14. A 3D image signal processing method for performing a signal processing on at least one image signal of a first viewpoint signal as an image signal generated at a first viewpoint and a second viewpoint signal as an image signal generated at a second viewpoint different from the first viewpoint, the method comprising:

performing, on at least one image signal of the first viewpoint signal and the second viewpoint signal, a process for smoothing pixel values of pixels positioned on a boundary between an object included in the image represented by the at least one image signal and an image adjacent to the object.

15. The 3D image signal processing method according to claim 14, further comprising:

obtaining an amount of parallax between an image represented by the first viewpoint signal and an image represented by the second viewpoint signal on each of sub-regions obtained by dividing a region of the image represented by the at least one image signal,

wherein the smoothing process is performed on pixel data of pixels positioned on a boundary between one sub-region and another sub-region adjacent to the one sub-region based on the amount of parallax detected on the one sub-region and the amount of parallax detected on the another sub-region.

16. A 3D image recording method for recording a first viewpoint signal and a second viewpoint signal generated by capturing a subject in a recording medium, the method comprising:

generating the first viewpoint signal from a subject image at a first viewpoint, and generating the second viewpoint signal from a subject image at a second viewpoint different from the first viewpoint;

performing an enhancing process on the first viewpoint signal and the second viewpoint signal; and

recording the first viewpoint signal and the second viewpoint signal that are subject to the enhancing process in the recording medium,

wherein in the enhancing process, strength of the enhancing process in a case where the first viewpoint signal and the second viewpoint signal are generated as 3D image signal is weaker than strength in a case where those signals are generated as 2D image signal.

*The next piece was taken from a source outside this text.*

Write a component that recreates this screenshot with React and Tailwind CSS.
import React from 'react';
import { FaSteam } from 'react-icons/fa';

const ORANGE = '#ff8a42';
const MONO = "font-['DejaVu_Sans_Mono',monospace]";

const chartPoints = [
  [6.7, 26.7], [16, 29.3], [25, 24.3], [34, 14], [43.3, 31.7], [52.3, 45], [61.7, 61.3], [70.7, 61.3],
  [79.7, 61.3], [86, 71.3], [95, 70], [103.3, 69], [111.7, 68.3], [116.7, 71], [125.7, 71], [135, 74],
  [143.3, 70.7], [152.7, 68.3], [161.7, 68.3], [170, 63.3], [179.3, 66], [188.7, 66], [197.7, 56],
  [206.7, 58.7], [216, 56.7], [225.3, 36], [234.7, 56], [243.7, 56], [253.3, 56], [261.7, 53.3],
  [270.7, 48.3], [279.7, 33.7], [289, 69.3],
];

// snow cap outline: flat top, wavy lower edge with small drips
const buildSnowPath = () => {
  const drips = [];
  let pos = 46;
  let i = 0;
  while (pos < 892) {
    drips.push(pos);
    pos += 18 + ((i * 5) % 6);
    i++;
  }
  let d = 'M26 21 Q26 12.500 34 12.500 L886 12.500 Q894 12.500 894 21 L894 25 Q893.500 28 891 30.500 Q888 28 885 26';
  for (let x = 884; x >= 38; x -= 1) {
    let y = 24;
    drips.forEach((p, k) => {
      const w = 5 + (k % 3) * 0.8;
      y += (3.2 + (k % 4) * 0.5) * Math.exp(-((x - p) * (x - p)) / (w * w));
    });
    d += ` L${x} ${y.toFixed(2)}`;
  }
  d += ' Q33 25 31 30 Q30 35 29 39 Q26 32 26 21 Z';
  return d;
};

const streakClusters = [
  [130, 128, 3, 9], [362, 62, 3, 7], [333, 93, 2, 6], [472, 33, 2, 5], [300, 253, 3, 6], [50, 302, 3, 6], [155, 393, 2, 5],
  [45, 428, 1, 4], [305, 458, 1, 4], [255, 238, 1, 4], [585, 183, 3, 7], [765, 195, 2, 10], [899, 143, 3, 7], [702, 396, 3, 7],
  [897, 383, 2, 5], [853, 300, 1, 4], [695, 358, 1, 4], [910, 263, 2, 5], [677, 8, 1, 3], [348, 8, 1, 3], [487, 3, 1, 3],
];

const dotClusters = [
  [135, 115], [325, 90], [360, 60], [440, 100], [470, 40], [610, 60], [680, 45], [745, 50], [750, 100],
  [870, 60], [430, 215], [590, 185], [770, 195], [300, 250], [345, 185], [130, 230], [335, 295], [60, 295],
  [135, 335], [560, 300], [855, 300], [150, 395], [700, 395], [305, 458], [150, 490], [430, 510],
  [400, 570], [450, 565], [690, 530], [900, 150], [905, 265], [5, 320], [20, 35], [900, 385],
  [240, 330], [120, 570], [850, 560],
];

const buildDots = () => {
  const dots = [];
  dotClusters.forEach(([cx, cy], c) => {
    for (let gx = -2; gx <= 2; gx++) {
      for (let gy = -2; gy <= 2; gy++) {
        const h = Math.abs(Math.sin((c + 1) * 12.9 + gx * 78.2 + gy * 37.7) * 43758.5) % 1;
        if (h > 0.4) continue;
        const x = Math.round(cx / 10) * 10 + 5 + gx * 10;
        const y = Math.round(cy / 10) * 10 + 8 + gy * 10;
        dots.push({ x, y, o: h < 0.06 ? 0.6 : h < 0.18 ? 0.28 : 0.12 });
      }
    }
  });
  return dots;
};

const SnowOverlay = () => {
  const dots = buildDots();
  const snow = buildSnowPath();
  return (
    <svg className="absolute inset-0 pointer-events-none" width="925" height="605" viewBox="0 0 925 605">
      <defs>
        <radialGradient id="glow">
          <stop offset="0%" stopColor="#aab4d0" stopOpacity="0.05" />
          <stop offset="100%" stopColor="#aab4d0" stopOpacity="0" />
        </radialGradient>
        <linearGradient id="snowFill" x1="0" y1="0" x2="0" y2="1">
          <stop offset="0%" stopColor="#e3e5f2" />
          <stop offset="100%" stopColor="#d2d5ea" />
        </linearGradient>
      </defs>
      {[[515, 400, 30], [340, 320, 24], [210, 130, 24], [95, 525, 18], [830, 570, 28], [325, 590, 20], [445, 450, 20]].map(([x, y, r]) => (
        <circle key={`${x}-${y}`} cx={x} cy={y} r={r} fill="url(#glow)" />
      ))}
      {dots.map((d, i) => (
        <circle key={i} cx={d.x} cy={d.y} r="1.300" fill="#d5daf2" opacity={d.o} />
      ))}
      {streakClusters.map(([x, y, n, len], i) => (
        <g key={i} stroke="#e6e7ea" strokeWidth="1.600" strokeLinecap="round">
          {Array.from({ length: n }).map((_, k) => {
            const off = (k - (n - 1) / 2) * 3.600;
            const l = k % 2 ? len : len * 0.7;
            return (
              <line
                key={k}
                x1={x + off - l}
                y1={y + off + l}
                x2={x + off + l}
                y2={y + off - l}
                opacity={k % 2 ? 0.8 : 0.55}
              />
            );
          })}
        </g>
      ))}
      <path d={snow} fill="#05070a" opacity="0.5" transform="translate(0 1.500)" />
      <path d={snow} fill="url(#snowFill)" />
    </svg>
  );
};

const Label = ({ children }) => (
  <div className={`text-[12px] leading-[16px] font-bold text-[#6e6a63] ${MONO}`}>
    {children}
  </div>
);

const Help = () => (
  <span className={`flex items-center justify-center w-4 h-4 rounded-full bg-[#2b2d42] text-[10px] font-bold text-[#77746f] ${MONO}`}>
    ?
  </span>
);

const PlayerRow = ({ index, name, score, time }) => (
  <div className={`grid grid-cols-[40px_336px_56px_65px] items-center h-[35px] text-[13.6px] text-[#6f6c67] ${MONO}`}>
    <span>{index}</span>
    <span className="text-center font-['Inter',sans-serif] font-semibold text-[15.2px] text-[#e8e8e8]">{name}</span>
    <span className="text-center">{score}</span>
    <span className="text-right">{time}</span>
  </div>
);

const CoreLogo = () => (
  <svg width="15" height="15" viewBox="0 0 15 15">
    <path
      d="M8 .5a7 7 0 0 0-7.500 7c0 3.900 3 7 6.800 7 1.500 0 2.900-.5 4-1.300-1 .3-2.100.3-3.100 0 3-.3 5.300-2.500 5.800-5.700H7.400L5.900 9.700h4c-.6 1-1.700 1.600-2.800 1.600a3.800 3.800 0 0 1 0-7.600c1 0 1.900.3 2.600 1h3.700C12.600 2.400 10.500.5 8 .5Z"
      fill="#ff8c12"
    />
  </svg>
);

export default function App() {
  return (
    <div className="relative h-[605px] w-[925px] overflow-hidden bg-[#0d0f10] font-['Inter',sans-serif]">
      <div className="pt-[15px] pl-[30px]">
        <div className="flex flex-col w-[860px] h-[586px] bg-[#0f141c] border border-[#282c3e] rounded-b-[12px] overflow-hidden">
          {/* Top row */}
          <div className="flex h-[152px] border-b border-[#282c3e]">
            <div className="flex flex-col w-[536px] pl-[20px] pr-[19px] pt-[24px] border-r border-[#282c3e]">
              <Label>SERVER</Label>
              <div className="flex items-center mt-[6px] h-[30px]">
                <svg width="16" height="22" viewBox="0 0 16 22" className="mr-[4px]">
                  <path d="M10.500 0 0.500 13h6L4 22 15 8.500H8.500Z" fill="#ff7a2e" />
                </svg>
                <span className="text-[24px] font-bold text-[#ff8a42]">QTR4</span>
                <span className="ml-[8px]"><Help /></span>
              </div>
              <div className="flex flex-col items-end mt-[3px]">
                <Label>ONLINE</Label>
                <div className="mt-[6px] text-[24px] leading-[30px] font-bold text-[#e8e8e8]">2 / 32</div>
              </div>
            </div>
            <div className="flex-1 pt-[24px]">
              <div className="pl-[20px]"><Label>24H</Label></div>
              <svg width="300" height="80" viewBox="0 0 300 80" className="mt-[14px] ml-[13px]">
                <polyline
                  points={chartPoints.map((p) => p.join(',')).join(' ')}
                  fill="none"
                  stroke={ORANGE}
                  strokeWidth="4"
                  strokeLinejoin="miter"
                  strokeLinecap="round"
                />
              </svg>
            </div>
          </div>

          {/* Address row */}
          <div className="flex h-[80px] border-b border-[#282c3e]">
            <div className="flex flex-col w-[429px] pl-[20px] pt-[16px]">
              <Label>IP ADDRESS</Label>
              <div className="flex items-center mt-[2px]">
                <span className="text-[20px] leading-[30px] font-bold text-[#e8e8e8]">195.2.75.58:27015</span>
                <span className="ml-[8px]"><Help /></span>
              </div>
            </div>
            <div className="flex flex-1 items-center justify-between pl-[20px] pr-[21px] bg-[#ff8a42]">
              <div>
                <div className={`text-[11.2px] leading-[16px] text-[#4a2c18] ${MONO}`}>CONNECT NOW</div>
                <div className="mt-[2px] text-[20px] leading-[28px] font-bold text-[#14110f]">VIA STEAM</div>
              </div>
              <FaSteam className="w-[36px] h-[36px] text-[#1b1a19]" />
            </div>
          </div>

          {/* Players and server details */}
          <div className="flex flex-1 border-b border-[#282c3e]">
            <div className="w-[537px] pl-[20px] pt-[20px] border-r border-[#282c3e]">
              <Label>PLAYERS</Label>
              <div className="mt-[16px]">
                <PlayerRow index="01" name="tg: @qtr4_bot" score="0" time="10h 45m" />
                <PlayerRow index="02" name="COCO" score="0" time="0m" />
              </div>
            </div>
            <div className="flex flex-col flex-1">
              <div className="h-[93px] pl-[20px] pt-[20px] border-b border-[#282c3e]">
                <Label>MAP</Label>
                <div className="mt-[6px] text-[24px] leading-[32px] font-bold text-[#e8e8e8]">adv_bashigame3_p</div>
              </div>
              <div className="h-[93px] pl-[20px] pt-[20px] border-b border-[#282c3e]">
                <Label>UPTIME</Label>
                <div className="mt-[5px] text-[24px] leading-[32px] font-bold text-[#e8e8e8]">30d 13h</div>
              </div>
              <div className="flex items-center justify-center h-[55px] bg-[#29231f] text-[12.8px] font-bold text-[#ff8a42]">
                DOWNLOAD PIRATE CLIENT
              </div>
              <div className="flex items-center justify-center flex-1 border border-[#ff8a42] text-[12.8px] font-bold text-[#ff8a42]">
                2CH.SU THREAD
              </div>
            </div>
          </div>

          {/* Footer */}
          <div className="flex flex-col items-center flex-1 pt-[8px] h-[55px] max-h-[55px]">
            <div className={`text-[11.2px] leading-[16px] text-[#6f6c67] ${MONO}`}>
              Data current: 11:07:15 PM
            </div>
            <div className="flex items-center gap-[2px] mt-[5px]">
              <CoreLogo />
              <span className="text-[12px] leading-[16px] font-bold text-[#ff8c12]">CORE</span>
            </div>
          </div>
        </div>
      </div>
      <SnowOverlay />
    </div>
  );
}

17. A 3D image recording method for recording a first viewpoint signal and a second viewpoint signal generated by capturing a subject in a recording medium, the method comprising:

generating the first viewpoint signal from a subject image at a first viewpoint and the second viewpoint signal from a subject image at a second viewpoint different from the first viewpoint;

performing an enhancing process on the first viewpoint signal and the second viewpoint signal; and

recording the first viewpoint signal and the second viewpoint signal that are subject to the enhancing process in the recording medium; and

obtaining an amount of parallax between an image represented by the first viewpoint signal and an image represented by the second viewpoint signal for each of sub-regions, the sub-regions being obtained by dividing a region of the image represented by at least one image signal of the first viewpoint signal and the second viewpoint signal,

wherein when the first viewpoint signal and the second viewpoint signal are generated as 3D image signal, the enhancing process is applied on pixels other than pixels positioned on a boundary between one sub-region and another sub-region adjacent to the one sub-region according to a difference between the amount of parallax detected on the one sub-region and an amount of parallax detected on the another sub-region.